Another whose life was transformed was Carl Walz, who logged 231 days of spaceflight over the course of four space shuttle missions between 1993 and 2002. “That moon-landing mission made me want to fly in space,” Mr. Walz said in an interview. “That feat shaped my entire academic career and life. And it changed the way we think about science.”
Now, with Artemis, artfully named for Apollo’s twin sister, America’s view toward the heavens is being transformed again.
What to know about NASA’s historic Artemis II moon mission
Engulfed in another controversial war, governed by a president even more divisive than Mr. Nixon, preoccupied with gasoline prices and worried about inflation, the country can still embrace a phrase from Mr. Kennedy’s youngest brother, Sen. Edward Kennedy of Massachusetts. It was in his soaring convention speech, after he lost the 1980 Democratic presidential nomination, that he bellowed, “The work goes on, the cause endures, the hope still lives, and the dream shall never die.”
In truth, the dream of voyages to the heavens never really died, it just grew dormant as the world, blasé, even bored with space achievement, hardly paid attention to the normalization of space travel, except of course when disaster struck with Apollo 13 (the crew escaped death after an explosion aboard the spacecraft), Challenger (the space shuttle broke apart 73 seconds into its mission) and Columbia (whose crew died in re-entry).
It was Mr. Nixon who struck the final three Apollo missions from the NASA agenda. He paid no political price for it; there were budget pressures, and the space agency failed to make the case to press on into the cosmos. “The reason humans have not been to Mars is, essentially, the result of a marketing failure,” wrote David Meerman Scott and Richard Jurek in the 2014 book Marketing the Moon: The Selling of the Apollo Lunar Program.
Canadian Space Agency astronaut Jeremy Hansen will be the first Canadian to fly beyond low Earth orbit.

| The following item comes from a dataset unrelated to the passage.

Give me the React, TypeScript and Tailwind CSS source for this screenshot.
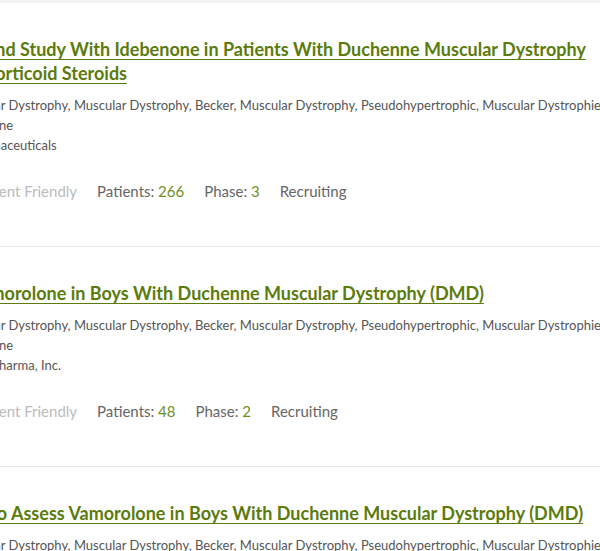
interface Trial {
  title: string;
  conditions: string;
  sponsor: string;
  patients: number;
  phase: number;
  status: string;
}

const conditions =
  "Condition: Duchenne Muscular Dystrophy, Muscular Dystrophy, Becker, Muscular Dystrophy, Pseudohypertrophic, Muscular Dystrophies, Muscular Dystrophy - Duchenne";

const trials: Trial[] = [
  {
    title:
      "A Phase III Double-blind Study With Idebenone in Patients With Duchenne Muscular Dystrophy (DMD), Taking Glucocorticoid Steroids",
    conditions,
    sponsor: "Lead sponsor: Santhera Pharmaceuticals",
    patients: 266,
    phase: 3,
    status: "Recruiting",
  },
  {
    title:
      "Phase 2b Study of Vamorolone in Boys With Duchenne Muscular Dystrophy (DMD)",
    conditions,
    sponsor: "Lead sponsor: Reveragen Biopharma, Inc.",
    patients: 48,
    phase: 2,
    status: "Recruiting",
  },
  {
    title:
      "The Extension Study to Assess Vamorolone in Boys With Duchenne Muscular Dystrophy (DMD)",
    conditions,
    sponsor: "Lead sponsor: Reveragen Biopharma, Inc.",
    patients: 48,
    phase: 2,
    status: "Recruiting",
  },
];

function TrialCard({ trial }: { trial: Trial }) {
  return (
    <div className="border-b border-[#e8e8e8] pt-[34px] pb-[44px]">
      <a
        href="#"
        className="block text-[18px] font-bold leading-6 text-[#5b7b0c] underline underline-offset-[3px] decoration-1"
      >
        {trial.title}
      </a>
      <div className="mt-[10px] ml-[6px] text-[13px] leading-5 text-[#555]">
        <p>{trial.conditions}</p>
        <p>{trial.sponsor}</p>
      </div>
      <div className="mt-[25px] flex gap-5 text-[15px] leading-[22px] text-[#666]">
        <span className="text-[#bbb]">Travel Reimbursable</span>
        <span className="text-[#bbb]">Patient Friendly</span>
        <span>
          Patients: <span className="text-[#6f8f1f]">{trial.patients}</span>
        </span>
        <span>
          Phase: <span className="text-[#6f8f1f]">{trial.phase}</span>
        </span>
        <span>{trial.status}</span>
      </div>
    </div>
  );
}

export default function App() {
  return (
    <div className="h-[551px] w-[600px] overflow-hidden bg-white font-['Lato',sans-serif]">
      <div className="h-[3px] bg-[#f2f2f2]" />
      <div className="-ml-[178px] w-[803px]">
        {trials.map((t, i) => (
          <TrialCard key={i} trial={t} />
        ))}
      </div>
    </div>
  );
}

Hansen explains the stages of the Artemis II, a mission that will fly astronauts around the Moon’s far side.
In fact, lunar exploration was a mirror image of an earlier great adventure: polar exploration. It took almost as long, 45 years, for humans to return to the South Pole after Roald Amundsen reached it in 1911.
“There were geopolitical conditions that drove the space race in the 1960s,” said Scott Pace, director of the Space Policy Institute at George Washington University. “Today, the world is different, and there are different competitive and co-operative forces driving the return to the moon.”
Now space travel has a new dawn, if not, to employ a slogan from the Kennedy years, a new frontier.
“With Artemis II, the United States is again showing the world its technological prowess,” said Douglas Brinkley, the Rice University professor and author of the 2019 book American Moonshot: John F. Kennedy and the Great Space Race. “This is the ingenuity of the U.S. writ large. Despite all its problems globally, space policy remains the enduring symbol of American innovation on behalf of mankind.”
The original lunar-landing module carried two large American flags, the flags of the 50 states, the District of Columbia and U.S. territories and those of the United Nations and other countries, including Canada. (Another Canadian flag was carried on Apollo 17 in December, 1972.)
The plaque the Apollo astronauts left on the moon said the delegates from a battle-scarred country at war on Earth “came in peace for all mankind.” The hope still lives, and the dream shall never die.